Stańczyk fu anche una delle figure storiche preferite di Jan Matejko e appare in numerosi dei suoi dipinti, come nell'Omaggio prussiano. Matejko, che diede al giullare le proprie fattezze, creò l'immagine popolare di Stańczyk che è familiare alla maggior parte dei Polacchi moderni. Il pittore dipingeva sempre Stańczyk con un'espressione molto preoccupata e riflessiva sul suo viso, in netto contrasto con il suo berretto a sonagli e gli altri indumenti da giullare. La visione di Stańczyk di Matejko influenzò il modo in cui altri artisti, quali Leon Wyczółkowski, dipinsero in seguito il giullare.

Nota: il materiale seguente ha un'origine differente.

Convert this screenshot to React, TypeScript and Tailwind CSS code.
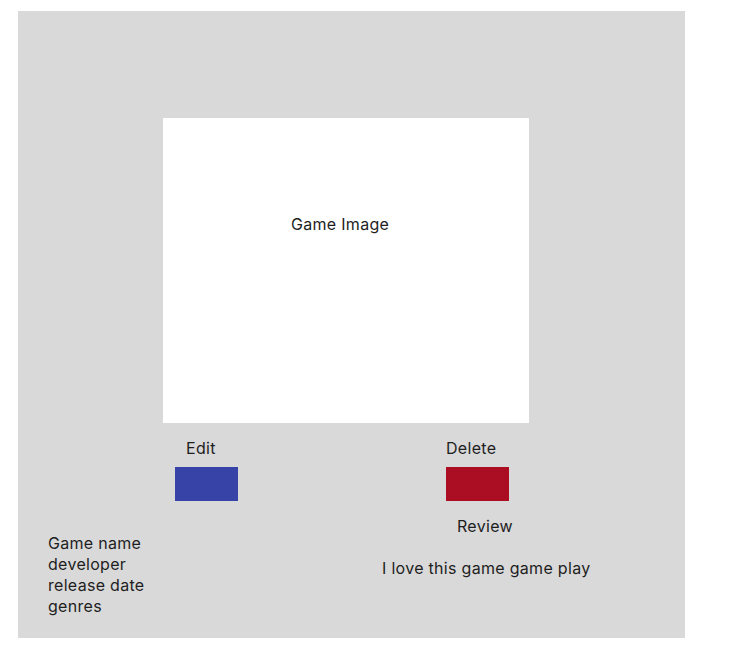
export default function App() {
  return (
    <div
      className="min-h-[662px] w-[730px] bg-white pt-[11px] pl-[18px] text-[16px] leading-[21px] tracking-[0.3px] text-[#1e1e1e]"
      style={{ fontFamily: "Inter, 'Noto Sans', sans-serif" }}
    >
      <div className="flex h-[627px] w-[667px] flex-col bg-[#d9d9d9]">
        {/* image placeholder */}
        <div className="ml-[145px] mt-[107px] h-[305px] w-[366px] bg-white pl-[128px] pt-[96px]">
          Game Image
        </div>

        <div className="mt-[15px] flex">
          {/* left: edit + info */}
          <div className="w-[428px] shrink-0">
            <div className="ml-[157px]">
              <p className="pl-[11px]">Edit</p>
              <button className="mt-[8px] block h-[34px] w-[63px] bg-[#3843a8]" />
            </div>
            <div className="ml-[30px] mt-[32px]">
              <p>Game name</p>
              <p>developer</p>
              <p>release date</p>
              <p>genres</p>
            </div>
          </div>

          {/* right: delete + review */}
          <div>
            <p>Delete</p>
            <button className="mt-[8px] block h-[34px] w-[63px] bg-[#ab0e22]" />
            <p className="mt-[15px] pl-[11px]">Review</p>
            <p className="-ml-[64px] mt-[21px] whitespace-nowrap">I love this game game play</p>
          </div>
        </div>
      </div>
    </div>
  );
}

La più notevole apparizione di Stańczyk nella letteratura è nel dramma di Stanisław Wyspiański Wesele (Le nozze) dove il fantasma del giullare visita il Giornalista, un personaggio modellato su Rudolf Starzewski, direttore del giornale Czas (Tempo), con sede a Cracovia, associato alla fazione di Stańczycy. Nel dramma, Stańczyk accusa il Giornalista, che chiama il giullare un "grande uomo", di inattività e di accettazione passiva del fato della nazione. Alla fine della loro conversazione, Stańczyk dà al Giornalista il suo "caduceo" (il bastone del giullare) e gli dice di "scuotere la nazione" ma di non "sporcare le cose sacre, perché sacre esse devono rimanere". Così Wyspiański rafforzò il ruolo di Stańczyk come simbolo di patriottismo e di scettica saggezza politica.